◆ **STATED TASK**
Reproduce every line in the listing that contains the word "React".
[Start of RAW DATA]
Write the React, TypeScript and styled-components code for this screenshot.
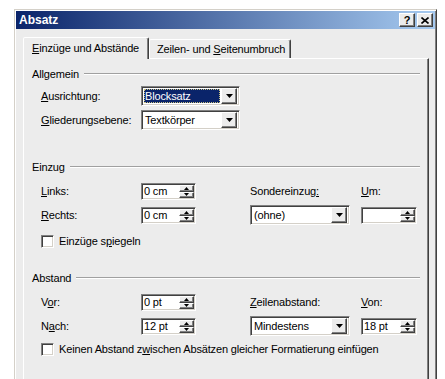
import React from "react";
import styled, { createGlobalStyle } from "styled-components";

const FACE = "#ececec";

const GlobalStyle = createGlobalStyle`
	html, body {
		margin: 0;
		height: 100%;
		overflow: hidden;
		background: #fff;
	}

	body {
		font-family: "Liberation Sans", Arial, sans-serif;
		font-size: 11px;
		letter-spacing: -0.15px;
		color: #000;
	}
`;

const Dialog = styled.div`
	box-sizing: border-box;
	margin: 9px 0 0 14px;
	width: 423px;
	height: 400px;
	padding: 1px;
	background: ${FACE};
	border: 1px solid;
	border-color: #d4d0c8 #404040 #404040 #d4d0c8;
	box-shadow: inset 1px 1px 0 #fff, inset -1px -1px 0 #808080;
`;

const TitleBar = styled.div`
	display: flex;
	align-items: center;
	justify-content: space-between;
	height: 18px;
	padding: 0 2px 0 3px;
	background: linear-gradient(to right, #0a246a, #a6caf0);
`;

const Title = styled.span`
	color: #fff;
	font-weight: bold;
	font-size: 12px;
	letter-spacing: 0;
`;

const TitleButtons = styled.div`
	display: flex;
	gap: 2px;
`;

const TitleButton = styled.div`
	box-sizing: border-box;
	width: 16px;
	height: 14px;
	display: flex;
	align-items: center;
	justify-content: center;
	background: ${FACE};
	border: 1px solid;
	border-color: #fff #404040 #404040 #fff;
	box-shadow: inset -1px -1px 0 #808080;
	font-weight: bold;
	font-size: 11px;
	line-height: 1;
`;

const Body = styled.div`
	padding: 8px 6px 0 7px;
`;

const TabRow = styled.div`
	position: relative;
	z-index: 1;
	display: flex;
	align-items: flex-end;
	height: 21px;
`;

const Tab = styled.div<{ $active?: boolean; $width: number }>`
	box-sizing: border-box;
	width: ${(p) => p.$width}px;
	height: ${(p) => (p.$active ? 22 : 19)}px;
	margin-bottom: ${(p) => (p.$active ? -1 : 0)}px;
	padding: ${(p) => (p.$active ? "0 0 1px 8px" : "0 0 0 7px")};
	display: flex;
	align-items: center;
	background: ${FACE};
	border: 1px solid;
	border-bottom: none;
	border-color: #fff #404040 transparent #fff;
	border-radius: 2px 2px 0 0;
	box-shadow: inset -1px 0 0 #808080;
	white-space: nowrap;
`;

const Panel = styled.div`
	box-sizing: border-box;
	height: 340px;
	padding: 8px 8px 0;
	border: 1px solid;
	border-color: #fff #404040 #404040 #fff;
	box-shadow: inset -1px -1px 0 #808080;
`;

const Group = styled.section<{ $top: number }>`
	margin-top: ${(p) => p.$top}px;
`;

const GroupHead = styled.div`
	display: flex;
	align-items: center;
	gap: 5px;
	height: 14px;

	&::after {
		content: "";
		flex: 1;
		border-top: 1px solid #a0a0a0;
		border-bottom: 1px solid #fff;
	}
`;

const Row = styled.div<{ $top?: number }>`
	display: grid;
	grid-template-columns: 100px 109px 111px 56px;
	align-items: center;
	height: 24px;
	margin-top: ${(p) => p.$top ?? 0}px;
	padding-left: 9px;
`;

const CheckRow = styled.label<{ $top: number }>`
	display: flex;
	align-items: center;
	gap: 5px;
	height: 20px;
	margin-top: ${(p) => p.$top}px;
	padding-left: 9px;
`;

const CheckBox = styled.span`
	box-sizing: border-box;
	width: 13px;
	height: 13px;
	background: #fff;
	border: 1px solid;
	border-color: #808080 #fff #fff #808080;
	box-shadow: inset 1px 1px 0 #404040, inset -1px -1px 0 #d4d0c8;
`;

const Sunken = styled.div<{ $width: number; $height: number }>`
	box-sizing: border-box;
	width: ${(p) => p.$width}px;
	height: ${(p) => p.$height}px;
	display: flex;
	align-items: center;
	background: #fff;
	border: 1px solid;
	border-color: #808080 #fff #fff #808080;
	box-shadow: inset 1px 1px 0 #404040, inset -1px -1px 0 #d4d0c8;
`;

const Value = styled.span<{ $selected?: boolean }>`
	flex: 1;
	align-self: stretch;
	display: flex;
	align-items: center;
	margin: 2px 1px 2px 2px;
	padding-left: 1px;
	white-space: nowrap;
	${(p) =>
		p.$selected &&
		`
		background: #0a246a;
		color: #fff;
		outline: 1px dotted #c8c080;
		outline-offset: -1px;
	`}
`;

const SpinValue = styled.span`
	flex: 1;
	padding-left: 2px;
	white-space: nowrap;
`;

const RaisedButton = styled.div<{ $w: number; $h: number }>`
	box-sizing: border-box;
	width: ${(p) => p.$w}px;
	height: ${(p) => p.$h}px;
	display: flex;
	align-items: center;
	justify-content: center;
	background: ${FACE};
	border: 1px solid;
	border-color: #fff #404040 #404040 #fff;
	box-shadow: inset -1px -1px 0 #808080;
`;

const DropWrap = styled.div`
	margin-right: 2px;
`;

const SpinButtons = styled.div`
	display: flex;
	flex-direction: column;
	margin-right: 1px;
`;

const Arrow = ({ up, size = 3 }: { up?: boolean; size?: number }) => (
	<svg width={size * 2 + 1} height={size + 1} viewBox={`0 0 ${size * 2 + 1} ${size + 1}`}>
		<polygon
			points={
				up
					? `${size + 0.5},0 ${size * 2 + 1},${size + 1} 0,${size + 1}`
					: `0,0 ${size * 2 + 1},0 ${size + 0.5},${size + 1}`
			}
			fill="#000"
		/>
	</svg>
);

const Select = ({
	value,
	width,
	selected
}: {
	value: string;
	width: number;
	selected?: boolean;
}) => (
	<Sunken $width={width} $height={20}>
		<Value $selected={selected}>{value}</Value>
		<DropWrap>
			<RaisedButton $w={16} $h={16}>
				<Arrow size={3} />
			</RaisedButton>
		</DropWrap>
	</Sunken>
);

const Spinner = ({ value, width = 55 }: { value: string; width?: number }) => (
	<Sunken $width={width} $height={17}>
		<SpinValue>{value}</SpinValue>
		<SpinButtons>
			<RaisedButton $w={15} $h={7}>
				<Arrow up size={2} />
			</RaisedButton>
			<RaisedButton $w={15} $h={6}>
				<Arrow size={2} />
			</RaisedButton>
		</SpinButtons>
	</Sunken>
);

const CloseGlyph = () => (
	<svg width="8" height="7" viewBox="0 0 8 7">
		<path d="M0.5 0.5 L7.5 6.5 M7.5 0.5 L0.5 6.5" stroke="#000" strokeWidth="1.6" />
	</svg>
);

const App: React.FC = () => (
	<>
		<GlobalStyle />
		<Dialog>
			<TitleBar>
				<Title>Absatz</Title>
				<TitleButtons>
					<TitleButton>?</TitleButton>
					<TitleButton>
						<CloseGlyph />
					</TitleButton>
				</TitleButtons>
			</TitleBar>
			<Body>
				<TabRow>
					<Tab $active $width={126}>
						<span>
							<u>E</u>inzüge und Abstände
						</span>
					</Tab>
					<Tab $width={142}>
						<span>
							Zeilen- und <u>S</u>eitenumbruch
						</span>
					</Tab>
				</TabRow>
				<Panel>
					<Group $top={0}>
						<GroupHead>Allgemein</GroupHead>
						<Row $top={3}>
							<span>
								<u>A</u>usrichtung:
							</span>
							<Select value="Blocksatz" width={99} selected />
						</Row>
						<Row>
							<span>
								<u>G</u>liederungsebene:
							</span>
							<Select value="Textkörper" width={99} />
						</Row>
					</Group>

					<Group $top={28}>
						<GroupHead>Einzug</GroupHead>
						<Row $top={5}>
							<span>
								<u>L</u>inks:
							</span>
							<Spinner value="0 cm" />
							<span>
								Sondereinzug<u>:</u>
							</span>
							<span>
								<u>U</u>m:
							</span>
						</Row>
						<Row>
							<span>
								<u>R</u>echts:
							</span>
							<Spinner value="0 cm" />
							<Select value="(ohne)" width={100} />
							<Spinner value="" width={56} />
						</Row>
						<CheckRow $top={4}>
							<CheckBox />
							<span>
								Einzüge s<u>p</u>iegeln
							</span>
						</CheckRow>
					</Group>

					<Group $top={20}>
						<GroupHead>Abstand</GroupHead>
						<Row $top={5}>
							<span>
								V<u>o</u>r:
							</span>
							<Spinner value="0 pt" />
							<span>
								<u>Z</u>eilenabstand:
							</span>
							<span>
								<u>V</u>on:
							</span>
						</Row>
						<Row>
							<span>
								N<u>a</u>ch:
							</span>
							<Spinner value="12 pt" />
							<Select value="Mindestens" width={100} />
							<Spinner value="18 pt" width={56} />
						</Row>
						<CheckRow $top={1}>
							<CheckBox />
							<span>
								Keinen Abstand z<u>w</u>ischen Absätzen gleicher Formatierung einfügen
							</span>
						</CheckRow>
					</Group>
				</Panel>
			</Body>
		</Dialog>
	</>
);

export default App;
[End of RAW DATA]
◆ **EXERCISE OUTPUT**
Write the React, TypeScript and styled-components code for this screenshot.
import React from "react";
const App: React.FC = () => (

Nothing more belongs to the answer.